PICCOLOMO
«Ho visto la Volvo parcheggiata nel prato»
Un teste demolisce il racconto del presunto incidente. Ma è un pregiudicato. La testimonianza dell’assicuratore

Colpo di scena, con qualche dubbio subito dopo. Nel corso della quarta udienza del processo a Giuseppe Piccolomo, accusato davanti alla Corte d’Assise presieduta da Orazio Muscato di aver ucciso la prima moglie Marisa Maldera nel 2003, simulando un incidente stradale seguito dall’incendio dell’auto, c’è stata una testimonianza potenzialmente molto importante per il pm Maria Grazia Omboni.
Ma subito dopo, quando a interrogare il teste è stato il difensore di Piccolomo, l’avvocato Stefano Bruno, è saltato fuori che l’uomo ha avuto guai con la giustizia per truffa e sequestro di persona, che è stato un informatore della polizia e che è stato prosciolto in un processo perché ritenuto incapace di intendere e di volere. Un testimone attendibile, dunque? Impossibile dirlo al momento: forse sarà dirimente l’esame della fidanzata del testimone, che era con lui quando entrò per caso in questa storia terribile.
L’uomo ha raccontato infatti che nella notte in cui Marisa morì nel rogo dell’auto dei Piccolomo stava tornando a casa dopo un turno di lavoro alla Whirlpool, appunto in compagnia della sua fidanzata dell’epoca. «Tra Gemonio e Caravate - ha riferito il teste - feci una curva e illuminai con i fari un’altra auto che era ferma a luci spente in un prato. Era una Volvo station wagon e sembrava parcheggiata: pensai che dentro ci fosse una coppietta che si era appartata. A fare la curva impiegai circa quattro secondi e anche nello specchietto retrovisore non vidi nulla di strano. Il giorno dopo seppi quello che era accaduto, dell’incendio e della morte di una donna in quel prato, e scoprii che la Volvo bruciata era nello stesso punto dove avevo visto la Volvo parcheggiata».
In base a questa testimonianza, dunque, il racconto di Piccolomo di un incidente stradale, della Volvo che va fuori strada e piroetta, della benzina sparsa nell’abitacolo che s’incendia a causa di una sigaretta fumata da Marisa, andrebbe totalmente in pezzi. «Ha visto quell’auto bruciare?», è stato chiesto ieri al testimone. «No - è stata la risposta - non ho visto nessun incendio e nessun bagliore: del resto, se avessi visto qualcosa del genere, mi sarei fermato immediatamente».

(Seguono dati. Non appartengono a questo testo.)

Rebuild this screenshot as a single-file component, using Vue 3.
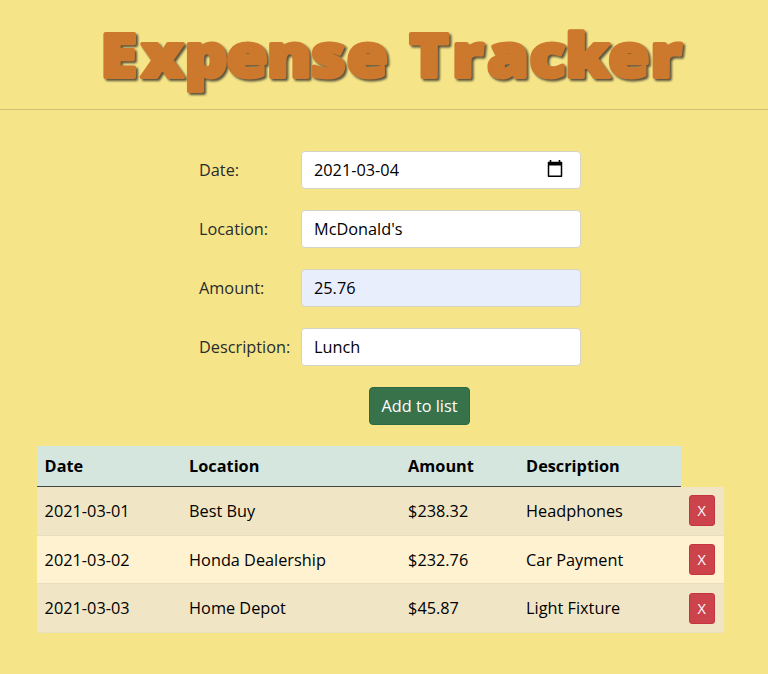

Poco dopo i fatti il testimone parlò con un maresciallo dei carabinieri di quello che aveva visto, ma il militare l’avrebbe invitato a «non dare ascolto alle voci: quello è stato un incidente». E la circostanza riferita in aula sarebbe saltata fuori di nuovo, nel corso delle indagini bis sulla morte di Marisa Maldera, durante un colloquio dell’uomo con il comandante della Polizia locale del Medio Verbano Manuel Cinquarla.
A favore della difesa di Piccolomo, invece, la testimonianza di un assicuratore che ha ricostruito la storia di una polizza sulla vita di Marisa, ritenuta dall’accusa un movente dell’omicidio insieme all’infatuazione di Pippo per la cameriera marocchina del ristorante, poi diventata sua moglie. Il testimone ha spiegato che l’assicurazione liquidò a Piccolomo, per tutti gli eredi, poco più di 116.000 euro dopo il decesso della moglie. La polizza fu stipulata nel gennaio 2002 e già allora prevedeva un capitale triplicato in caso di morte per sinistro stradale, mentre nel febbraio 2003, pochi giorni prima del presunto incidente, fu aumentato solo il premio mensile, con corrispondente aumento del capitale base da 32 a 38.000 euro. E non è nemmeno certo che si sia trattato di un’iniziativa di Piccolomo. Particolare singolare: evidentemente l’assicurazione rimase all’oscuro del patteggiamento del marito della defunta per omicidio colposo. «Se l’avessimo saputo, non ci sarebbe stata nessuna liquidazione», ha detto il testimone.